Their November conference was held at St Thomas’ Hospital and this year’s theme was ‘Security and Sustainability’. Three speakers drew on recent research: Dr Stuart Parkinson on “From offensive insecurity to sustainable security”, Dr Philip Webber on “The catastrophic humanitarian impacts of nuclear weapons” and Dr Ian Fairlie on “UK energy policy: secure and sustainable?” All three papers are available in full on the SGR website http://www.sgr.org.uk/

Stuart Parkinson showed the extent to which UK military research and development expenditure is directed towards offensive systems, how failure to respond to climate change is already feeding into conflict and putting pressure on resources and how the powerful fossil fuel industries are subsidised at the expense of renewables. He explored the concept of ‘non-offensive defence’. Weapons of mass destruction, aircraft carriers, long-range strike aircraft, ballistic missiles, the arms trade etc all increase the risk of conflict, so we should instead be tackling the root causes of major threats: competition over resources, global militarisation, climate change. As he pointed out, a non-offensive defence policy would result in a considerable saving of money!

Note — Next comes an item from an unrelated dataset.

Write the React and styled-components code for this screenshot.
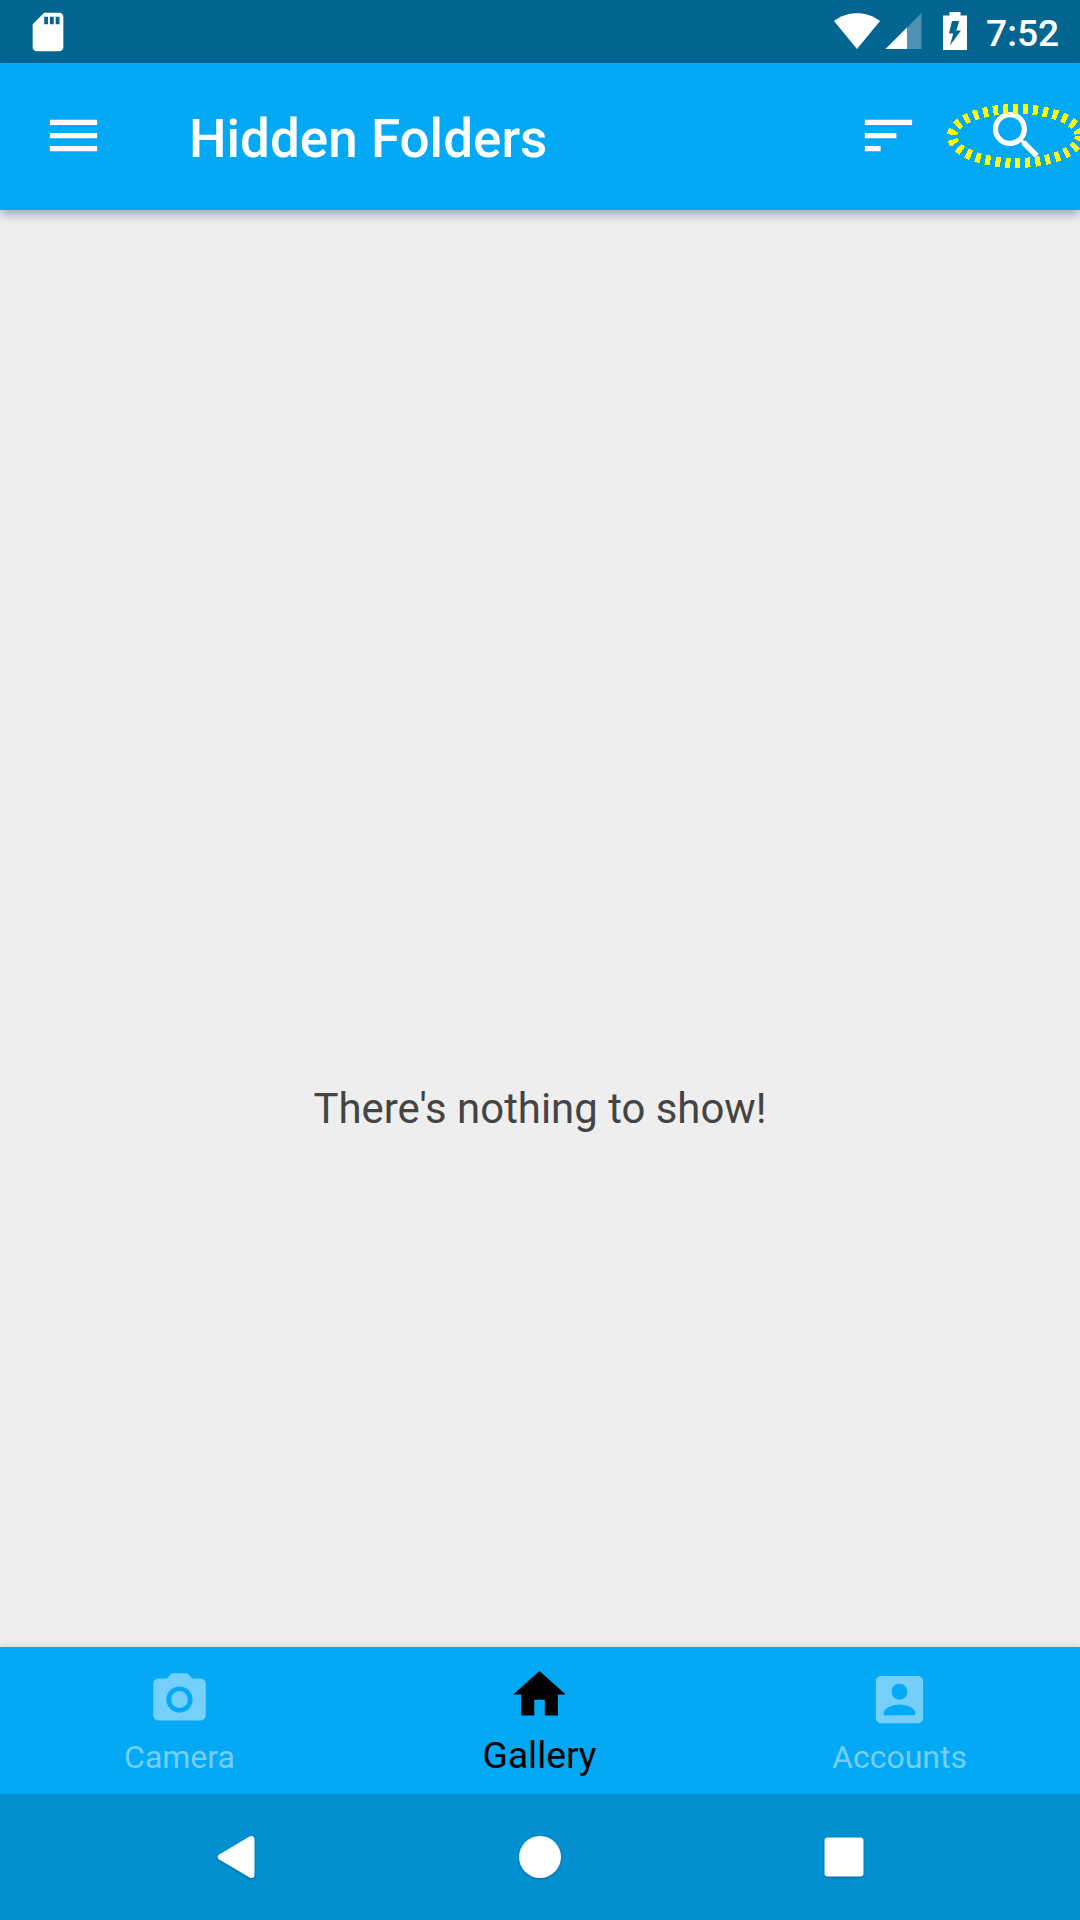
import React from "react";
import styled, { createGlobalStyle } from "styled-components";

const GlobalStyle = createGlobalStyle`
  * { box-sizing: border-box; }
  body { margin: 0; }
`;

const Screen = styled.div`
  width: 1080px;
  height: 1920px;
  display: flex;
  flex-direction: column;
  overflow: hidden;
  background: #eeeeee;
  font-family: Roboto, "Liberation Sans", sans-serif;
`;

const StatusBar = styled.header`
  flex: 0 0 63px;
  display: flex;
  align-items: center;
  justify-content: space-between;
  padding: 0 21px 0 24.5px;
  background: #026592;
  color: #fff;
`;

const StatusGroup = styled.div`
  display: flex;
  align-items: center;
`;

const Clock = styled.time`
  width: 73px;
  margin-left: 11px;
  padding-top: 3px;
  font-size: 37.2px;
  line-height: 44px;
  font-weight: 500;
  white-space: nowrap;
`;

const Glyph = styled.svg`
  display: block;
  flex: none;
  width: ${(p) => p.$w || 63}px;
  height: ${(p) => p.$h || 63}px;
  fill: currentColor;
`;

const AppBar = styled.nav`
  position: relative;
  z-index: 1;
  flex: 0 0 147px;
  display: flex;
  align-items: center;
  padding: 0 0 2px 41.5px;
  background: #03a9f4;
  color: #fff;
  box-shadow: 0 6px 9px -1px rgba(0, 0, 0, 0.28);
`;

const Title = styled.h1`
  flex: 1;
  margin: 0 0 0 84.5px;
  padding-top: 7px;
  font-size: 53px;
  line-height: 62px;
  font-weight: 500;
`;

const ActionButton = styled.button`
  position: relative;
  display: flex;
  justify-content: center;
  width: ${(p) => p.$w}px;
  padding: 0 0 0 ${(p) => p.$inset || 0}px;
  border: 0;
  background: none;
  color: inherit;
`;

const FocusRing = styled.svg`
  position: absolute;
  left: 0;
  top: 0;
  width: 140px;
  height: 64px;
  fill: none;
  stroke: #ffff00;
  stroke-width: 10;
  stroke-dasharray: 5 5;
`;

const Content = styled.main`
  flex: 1;
  display: flex;
  align-items: center;
  justify-content: center;
  padding-top: 360px;
`;

const EmptyMessage = styled.p`
  margin: 0;
  font-size: 41.9px;
  line-height: 50px;
  color: #444;
`;

const TabBar = styled.nav`
  flex: 0 0 147px;
  display: grid;
  grid-template-columns: repeat(3, 1fr);
  background: #03a9f4;
  box-shadow: 0 0 9px rgba(0, 0, 0, 0.1);
`;

const Tab = styled.a`
  display: flex;
  flex-direction: column;
  align-items: center;
  padding: ${(p) => (p.$active ? 16 : 21)}px 1px 0 0;
  color: ${(p) => (p.$active ? "#000" : "#74cffa")};
`;

const TabLabel = styled.span`
  margin-top: 7px;
  font-size: ${(p) => (p.$active ? 37.2 : 32)}px;
  line-height: ${(p) => (p.$active ? 44 : 38)}px;
`;

const SystemNav = styled.footer`
  flex: 0 0 126px;
  display: flex;
  align-items: center;
  justify-content: space-between;
  padding: 0 213px;
  background: #0290d0;
  color: #fff;
  z-index: 1;
`;

const NavKey = styled(Glyph)`
  filter: drop-shadow(0 1px 1px rgba(0, 0, 0, 0.28));
`;

const tabs = [
  {
    label: "Camera",
    path: (
      <>
        <circle cx="12" cy="12" r="3.2" />
        <path d="M9 2 7.17 4H4c-1.1 0-2 .9-2 2v12c0 1.1.9 2 2 2h16c1.1 0 2-.9 2-2V6c0-1.1-.9-2-2-2h-3.17L15 2H9zm3 15c-2.76 0-5-2.24-5-5s2.24-5 5-5 5 2.24 5 5-2.24 5-5 5z" />
      </>
    ),
  },
  { label: "Gallery", active: true, path: <path d="M10 20v-6h4v6h5v-8h3L12 3 2 12h3v8z" /> },
  {
    label: "Accounts",
    path: (
      <path d="M3 5v14c0 1.1.89 2 2 2h14c1.1 0 2-.9 2-2V5c0-1.1-.9-2-2-2H5c-1.11 0-2 .9-2 2zm12 4c0 1.66-1.34 3-3 3s-3-1.34-3-3 1.34-3 3-3 3 1.34 3 3zm-9 8c0-2 4-3.1 6-3.1s6 1.1 6 3.1v1H6v-1z" />
    ),
  },
];

export default function App() {
  return (
    <>
      <GlobalStyle />
      <Screen>
        <StatusBar>
          <Glyph $w={46} $h={46} viewBox="0 0 24 24">
            <path d="M18 2h-8L4.02 8 4 20c0 1.1.9 2 2 2h12c1.1 0 2-.9 2-2V4c0-1.1-.9-2-2-2zm-6 6h-2V4h2v4zm3 0h-2V4h2v4zm3 0h-2V4h2v4z" />
          </Glyph>
          <StatusGroup>
            <Glyph $w={141} $h={63} viewBox="0 0 141 63">
              <path d="M0 21C13 10.500 33 10.500 46 21L23 49Z" />
              <path d="M87.500 13V49H51.500Z" opacity=".3" />
              <path d="M73 27.500V49H51.500Z" />
              <path
                fillRule="evenodd"
                d="M115.500 12H126.500V15.500H133V50H109V15.500H115.500ZM118 21L115 33.500H119.200L116 45.500L127 30.500H122.300L125.200 21Z"
              />
            </Glyph>
            <Clock>7:52</Clock>
          </StatusGroup>
        </StatusBar>

        <AppBar>
          <Glyph viewBox="0 0 24 24">
            <path d="M3 18h18v-2H3v2zm0-5h18v-2H3v2zm0-7v2h18V6H3z" />
          </Glyph>
          <Title>Hidden Folders</Title>
          <ActionButton $w={115} aria-label="Sort">
            <Glyph viewBox="0 0 24 24">
              <path d="M3 18h6v-2H3v2zM3 6v2h18V6H3zm0 7h12v-2H3v2z" />
            </Glyph>
          </ActionButton>
          <ActionButton $w={134} $inset={6} aria-label="Search">
            <Glyph viewBox="0 0 24 24">
              <path d="M15.500 14h-.79l-.28-.27C15.410 12.590 16 11.110 16 9.500 16 5.910 13.090 3 9.500 3S3 5.910 3 9.500 5.910 16 9.500 16c1.610 0 3.090-.59 4.230-1.570l.27.28v.79l5 4.990L20.490 19l-4.990-5zm-6 0C7.010 14 5 11.990 5 9.500S7.010 5 9.500 5 14 7.010 14 9.500 11.990 14 9.500 14z" />
            </Glyph>
            <FocusRing viewBox="0 0 140 64" shapeRendering="crispEdges">
              <ellipse cx="70" cy="32" rx="64" ry="27" />
            </FocusRing>
          </ActionButton>
        </AppBar>

        <Content>
          <EmptyMessage>There's nothing to show!</EmptyMessage>
        </Content>

        <TabBar>
          {tabs.map((t) => (
            <Tab key={t.label} $active={t.active}>
              <Glyph viewBox="0 0 24 24">{t.path}</Glyph>
              <TabLabel $active={t.active}>{t.label}</TabLabel>
            </Tab>
          ))}
        </TabBar>

        <SystemNav>
          <NavKey $w={46} $h={46} viewBox="0 0 46 46">
            <path d="M6.200 20.500 36.500 2.600Q41.500 0.500 41.500 6V40Q41.500 45.500 36.500 43.400L6.200 25.500Q3 23 6.200 20.500Z" />
          </NavKey>
          <NavKey $w={46} $h={46} viewBox="0 0 46 46">
            <circle cx="23" cy="23" r="21" />
          </NavKey>
          <NavKey $w={46} $h={46} viewBox="0 0 46 46">
            <rect x="3.500" y="3.500" width="39" height="39" rx="3" />
          </NavKey>
        </SystemNav>
      </Screen>
    </>
  );
}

Phil Webber spoke about the realities of nuclear weapons and how they are different from all other weapons. The electromagnetic pulse accompanying the explosion, immediate release of radiation, intense blinding flash and flash burns, the intense fireball, the long-duration supersonic blast wave, the resulting fires and firestorms followed by delayed radiation (fallout): all these consequences of the detonation of even a single modern nuclear weapon would create such complex health and environmental effects that no community could cope.

A generation has grown up largely unaware of nuclear reality and it is time to revisit some of the calculations made in the 1980s. People (including politicians) need to be shocked out of the complacency that has settled around the concept of ‘the deterrent’. Phil was instrumental in preparing the paper on the humanitarian consequences of nuclear weapons delivered to the Oslo conference in March (see March Newsletter). Manchester was chosen as a representative ‘medium size city’ and a single Trident warhead was taken as a representative ‘intermediate nuclear weapon’, and the figures are indeed shocking — 81,000 dead, 40% of hospitals destroyed, 600,000 displaced persons etc. with a 2km radius of complete destruction. The total firepower of one Trident submarine is greater than that of all the explosives used in World War II (including both nuclear weapons) and it is necessary to remind people of facts such as these.

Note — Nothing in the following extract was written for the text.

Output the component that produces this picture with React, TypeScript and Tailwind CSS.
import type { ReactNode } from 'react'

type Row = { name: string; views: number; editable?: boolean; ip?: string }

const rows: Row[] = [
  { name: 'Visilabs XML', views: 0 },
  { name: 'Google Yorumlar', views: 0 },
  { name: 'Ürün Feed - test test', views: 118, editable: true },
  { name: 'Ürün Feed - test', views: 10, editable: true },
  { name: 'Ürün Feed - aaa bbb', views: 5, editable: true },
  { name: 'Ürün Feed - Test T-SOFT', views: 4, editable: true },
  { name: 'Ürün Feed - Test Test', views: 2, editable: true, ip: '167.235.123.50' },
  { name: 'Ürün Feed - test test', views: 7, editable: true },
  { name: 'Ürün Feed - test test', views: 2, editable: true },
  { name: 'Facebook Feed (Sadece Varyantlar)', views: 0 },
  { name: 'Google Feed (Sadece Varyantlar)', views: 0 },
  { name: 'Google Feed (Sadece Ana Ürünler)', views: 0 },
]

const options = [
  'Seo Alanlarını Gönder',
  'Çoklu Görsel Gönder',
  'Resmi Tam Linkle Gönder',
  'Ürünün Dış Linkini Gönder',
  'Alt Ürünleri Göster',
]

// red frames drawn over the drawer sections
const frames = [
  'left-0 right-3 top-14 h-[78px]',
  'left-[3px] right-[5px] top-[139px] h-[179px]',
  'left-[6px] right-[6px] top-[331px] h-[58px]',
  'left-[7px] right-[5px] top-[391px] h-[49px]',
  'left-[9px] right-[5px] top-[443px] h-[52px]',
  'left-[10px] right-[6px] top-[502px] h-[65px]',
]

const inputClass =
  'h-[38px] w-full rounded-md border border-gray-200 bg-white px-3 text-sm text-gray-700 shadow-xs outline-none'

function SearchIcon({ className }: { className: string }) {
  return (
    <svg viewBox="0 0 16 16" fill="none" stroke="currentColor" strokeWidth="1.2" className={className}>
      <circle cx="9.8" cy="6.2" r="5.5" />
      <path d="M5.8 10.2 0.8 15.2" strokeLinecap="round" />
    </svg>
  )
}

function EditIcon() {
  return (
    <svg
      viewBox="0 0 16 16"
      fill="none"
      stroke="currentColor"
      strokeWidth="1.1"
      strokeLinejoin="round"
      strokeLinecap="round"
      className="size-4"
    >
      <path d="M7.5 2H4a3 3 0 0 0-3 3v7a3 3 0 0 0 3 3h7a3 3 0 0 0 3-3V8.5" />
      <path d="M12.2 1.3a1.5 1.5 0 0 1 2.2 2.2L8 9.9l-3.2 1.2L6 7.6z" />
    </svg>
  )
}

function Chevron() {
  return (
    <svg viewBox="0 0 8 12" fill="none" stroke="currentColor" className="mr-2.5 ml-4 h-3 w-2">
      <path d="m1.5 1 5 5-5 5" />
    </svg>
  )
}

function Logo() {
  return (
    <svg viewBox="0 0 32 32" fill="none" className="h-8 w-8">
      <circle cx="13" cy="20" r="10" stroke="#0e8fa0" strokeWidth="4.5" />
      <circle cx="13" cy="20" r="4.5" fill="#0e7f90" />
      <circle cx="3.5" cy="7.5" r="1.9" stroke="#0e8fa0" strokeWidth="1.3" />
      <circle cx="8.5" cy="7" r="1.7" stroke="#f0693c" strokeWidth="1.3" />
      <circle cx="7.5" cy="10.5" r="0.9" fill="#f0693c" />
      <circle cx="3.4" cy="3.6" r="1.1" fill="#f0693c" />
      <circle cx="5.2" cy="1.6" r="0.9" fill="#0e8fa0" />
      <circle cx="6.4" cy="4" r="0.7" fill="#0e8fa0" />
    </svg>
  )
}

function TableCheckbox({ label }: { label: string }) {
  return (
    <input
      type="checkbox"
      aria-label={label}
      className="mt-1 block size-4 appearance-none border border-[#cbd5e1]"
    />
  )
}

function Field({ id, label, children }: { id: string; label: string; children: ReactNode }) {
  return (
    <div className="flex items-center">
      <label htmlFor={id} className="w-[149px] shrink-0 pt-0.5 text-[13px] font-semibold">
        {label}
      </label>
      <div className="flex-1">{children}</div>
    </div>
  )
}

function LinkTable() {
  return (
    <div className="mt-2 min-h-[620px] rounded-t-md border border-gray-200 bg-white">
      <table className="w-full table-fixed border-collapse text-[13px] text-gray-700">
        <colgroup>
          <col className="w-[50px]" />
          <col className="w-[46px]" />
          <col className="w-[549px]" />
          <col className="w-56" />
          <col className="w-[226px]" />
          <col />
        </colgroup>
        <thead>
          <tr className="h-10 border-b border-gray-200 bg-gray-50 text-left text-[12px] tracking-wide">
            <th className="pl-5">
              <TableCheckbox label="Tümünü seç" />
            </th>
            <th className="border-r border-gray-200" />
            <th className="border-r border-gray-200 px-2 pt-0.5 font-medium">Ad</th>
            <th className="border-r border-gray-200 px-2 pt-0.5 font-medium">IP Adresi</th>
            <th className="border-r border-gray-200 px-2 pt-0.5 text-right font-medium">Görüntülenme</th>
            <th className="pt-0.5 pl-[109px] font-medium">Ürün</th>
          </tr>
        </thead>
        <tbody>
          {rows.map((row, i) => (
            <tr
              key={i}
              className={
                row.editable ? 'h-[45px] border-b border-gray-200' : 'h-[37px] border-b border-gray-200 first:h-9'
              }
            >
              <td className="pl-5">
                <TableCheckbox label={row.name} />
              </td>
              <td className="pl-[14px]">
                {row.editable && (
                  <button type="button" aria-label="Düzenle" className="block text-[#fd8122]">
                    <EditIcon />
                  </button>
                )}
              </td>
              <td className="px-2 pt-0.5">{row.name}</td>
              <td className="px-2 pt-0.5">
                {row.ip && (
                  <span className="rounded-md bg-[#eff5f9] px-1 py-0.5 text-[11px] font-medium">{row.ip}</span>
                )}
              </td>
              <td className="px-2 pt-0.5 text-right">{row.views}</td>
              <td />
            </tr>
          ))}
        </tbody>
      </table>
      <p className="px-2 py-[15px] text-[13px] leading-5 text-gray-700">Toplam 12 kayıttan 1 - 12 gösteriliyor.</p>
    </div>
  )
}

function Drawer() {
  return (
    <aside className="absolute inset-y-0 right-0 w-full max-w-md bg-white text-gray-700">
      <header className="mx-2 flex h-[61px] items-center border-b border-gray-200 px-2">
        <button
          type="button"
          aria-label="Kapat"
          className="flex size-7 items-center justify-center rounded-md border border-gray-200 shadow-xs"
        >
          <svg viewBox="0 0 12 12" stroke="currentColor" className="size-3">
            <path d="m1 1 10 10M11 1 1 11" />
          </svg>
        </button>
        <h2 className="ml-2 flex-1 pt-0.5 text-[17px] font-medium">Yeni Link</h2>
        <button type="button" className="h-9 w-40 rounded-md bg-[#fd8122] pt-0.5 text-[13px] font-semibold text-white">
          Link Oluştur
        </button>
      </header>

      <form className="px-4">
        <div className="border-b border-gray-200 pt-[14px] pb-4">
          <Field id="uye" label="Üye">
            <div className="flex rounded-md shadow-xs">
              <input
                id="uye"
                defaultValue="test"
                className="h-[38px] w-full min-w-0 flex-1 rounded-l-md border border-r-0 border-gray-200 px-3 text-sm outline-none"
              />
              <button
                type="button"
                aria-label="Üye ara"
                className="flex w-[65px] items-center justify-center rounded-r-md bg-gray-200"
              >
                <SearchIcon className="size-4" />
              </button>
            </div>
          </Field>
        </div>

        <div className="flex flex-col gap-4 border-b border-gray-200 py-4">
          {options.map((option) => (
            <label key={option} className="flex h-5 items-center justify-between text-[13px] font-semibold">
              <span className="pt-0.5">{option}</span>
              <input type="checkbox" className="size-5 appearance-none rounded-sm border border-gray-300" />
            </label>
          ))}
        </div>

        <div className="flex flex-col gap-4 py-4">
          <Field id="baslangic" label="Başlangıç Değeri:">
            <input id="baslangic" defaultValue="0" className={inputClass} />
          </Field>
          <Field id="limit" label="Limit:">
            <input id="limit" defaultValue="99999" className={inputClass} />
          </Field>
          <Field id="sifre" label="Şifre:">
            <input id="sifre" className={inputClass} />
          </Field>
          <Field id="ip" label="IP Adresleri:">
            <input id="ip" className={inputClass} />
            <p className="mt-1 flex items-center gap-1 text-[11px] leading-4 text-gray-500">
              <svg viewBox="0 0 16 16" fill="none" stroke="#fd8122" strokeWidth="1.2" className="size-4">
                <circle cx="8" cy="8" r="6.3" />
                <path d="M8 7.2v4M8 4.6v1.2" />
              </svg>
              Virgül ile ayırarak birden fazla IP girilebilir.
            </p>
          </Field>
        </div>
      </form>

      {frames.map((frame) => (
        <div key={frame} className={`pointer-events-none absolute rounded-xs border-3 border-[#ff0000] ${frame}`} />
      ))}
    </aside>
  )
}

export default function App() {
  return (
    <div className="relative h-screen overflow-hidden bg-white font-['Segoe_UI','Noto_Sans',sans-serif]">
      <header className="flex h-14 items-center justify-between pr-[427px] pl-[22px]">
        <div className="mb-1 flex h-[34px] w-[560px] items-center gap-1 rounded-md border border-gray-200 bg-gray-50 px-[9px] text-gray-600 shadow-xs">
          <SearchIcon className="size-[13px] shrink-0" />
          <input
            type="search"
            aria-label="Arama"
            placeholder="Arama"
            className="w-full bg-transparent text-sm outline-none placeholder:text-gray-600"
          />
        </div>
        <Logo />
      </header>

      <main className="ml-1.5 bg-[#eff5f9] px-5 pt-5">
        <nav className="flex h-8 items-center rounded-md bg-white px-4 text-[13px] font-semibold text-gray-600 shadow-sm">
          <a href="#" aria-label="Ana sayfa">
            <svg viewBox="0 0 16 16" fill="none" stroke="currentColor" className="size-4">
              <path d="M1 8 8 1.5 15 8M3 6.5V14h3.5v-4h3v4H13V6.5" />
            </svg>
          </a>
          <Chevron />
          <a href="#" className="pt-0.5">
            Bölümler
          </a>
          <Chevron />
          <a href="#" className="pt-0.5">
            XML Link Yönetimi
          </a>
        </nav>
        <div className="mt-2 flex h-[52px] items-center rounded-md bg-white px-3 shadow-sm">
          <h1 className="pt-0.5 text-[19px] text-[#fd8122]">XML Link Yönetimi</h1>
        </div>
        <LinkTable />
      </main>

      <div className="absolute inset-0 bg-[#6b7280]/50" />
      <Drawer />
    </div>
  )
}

Ian Fairlie spoke about UK energy policy and was very scathing indeed about the government’s “obsession” with nuclear power. He repeatedly made direct comparisons with the situation in Germany, a perspective which we are never normally offered. We are told that four new nuclear power stations will create 1,000 extra jobs (excluding construction jobs) but not that there are 44,000 new jobs directly linked to renewables in Germany. We are not told that energy demand is falling in most EU countries because of superior energy conservation measures: the UK government predicts a doubling of energy consumption by 2050 while the German government seeks a 25% cut.

The UK has by far the largest potential for wind and wave power in the EU and Germany the lowest, but in present capacity Germany is the highest and the UK the lowest. Sweden, Denmark, Finland, Austria, Portugal, Germany, Spain, France, Italy, Belgium and the Netherlands are all above the UK in renewable energy use — and the only reason is political choice. He firmly refuted the suggestion that nuclear power should be seen as the answer to carbon dioxide emissions and climate change: one new nuclear power station only leads to a reduction in emissions of between 1–2% and the biggest source of carbon emissions is transport. His German colleagues think we are quite mad to be planning to give lots of money to the French treasury and inviting China to control our nuclear power stations.